Direktur Eksekutif Amnesty International Indonesia, Usman Hamid menilai, tindakan mencegat apalagi menangkap siswa yang hendak melakukan aksi damai menolak program MBG tanpa alasan hukum yang dibenarkan adalah bentuk pelanggaran HAM yang sangat nyata yang dipertontonkan oleh kepolisian di Tanah Papua.
“Penggunaan tembakan peringatan serta gas air mata dalam merespons aksi pelajar yang sedang berdemonstrasi jelas berlebihan,” ungkapnya.
Tembakan peringatan dan menembakkan gas air mata secara serampangan menurutnya merupakan suatu bentuk pelanggaran HAM oleh aparat. Polisi harus memastikan bahwa penggunaan kekuatan yang berlebihan bukanlah solusi dalam merespon aksi protes di Papua, apalagi jika mereka harus berhadapan dengan aksi yang dilakukan oleh pelajar sekolah seperti dalam aksi menolak program MBG tersebut.

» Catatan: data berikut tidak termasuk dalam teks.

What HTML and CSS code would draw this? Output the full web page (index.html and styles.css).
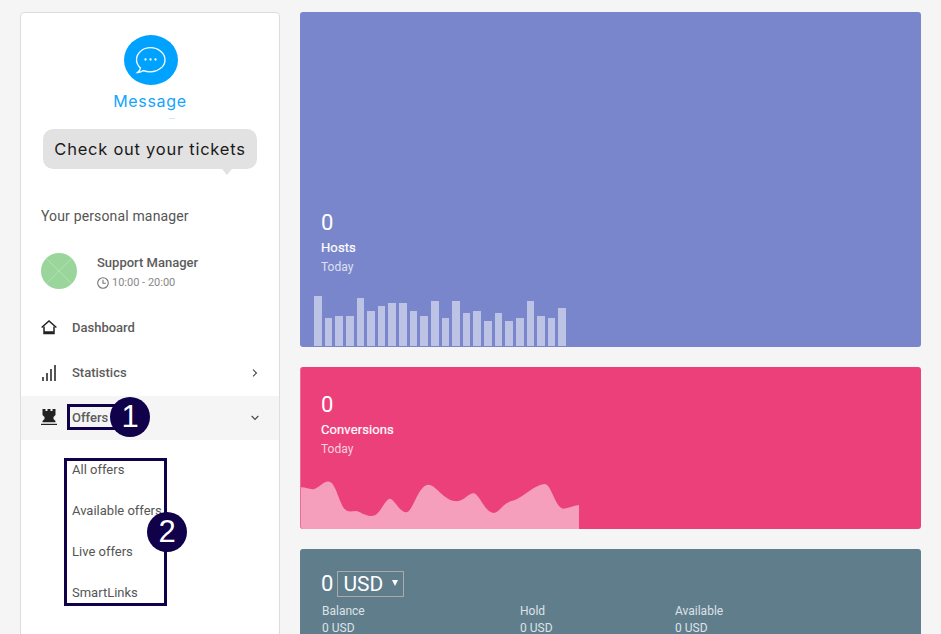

Tidak cukup dengan itu, Usman menyebutkan, belum lama seorang ASN juga terlihat malah ikut melakukan pelanggaran HAM dengan melakukan aksi kekerasan fisik dengan menendang seorang siswa sekolah.
“Ironisnya aksi kekerasan terhadap anak tersebut terjadi di depan mata aparat keamanan yang seharusnya melindungi siswa Papua dari segala bentuk ancaman,”
“Sikap anti-kritik yang dinormalkan lewat tindakan penggunaan kekuatan yang berlebihan oleh aparat dan juga ASN Papua yang melakukan tindakan kekerasan fisik terhadap seorang siswa Papua harus segera dihentikan,” sambungnya.
Ia menyarankan Polisi segera melakukan investigasi mendalam terhadap anggotanya yang menggunakan kekuatan berlebih dalam merespon aksi protes siswa di Nabire, Yalimo, Jayapura dan Wamena.
Kepolisian juga harus memproses hukum ASN yang tertangkap kamera menginjak seorang siswa karena jelas tindakan tersebut melanggar UU Perlindungan Anak Tahun 2014.
Seperti orang dewasa, anak-anak pun memiliki hak untuk menyampaikan pendapat dan melakukan protes damai sebagaimana diatur dalam UUD 1945 dan Konvensi Hak-Hak Anak.
“Negara juga harus menjamin keamanan dan perlindungan bagi anak-anak yang menyuarakan pendapatnya secara damai, sesuai dengan Konvensi Hak-Hak Anak dan Undang-Undang Perlindungan Anak,” tandasnya.
Sebelumnya, terdapat sejumlah insiden yang dilakukan oleh aparat terhadap para pelajar saat mengikuti unjuk rasa menolak program MBG yang berlangsung secara serempak di beberapa wilayah di Tanah Papua pada Senin (17/02/2025).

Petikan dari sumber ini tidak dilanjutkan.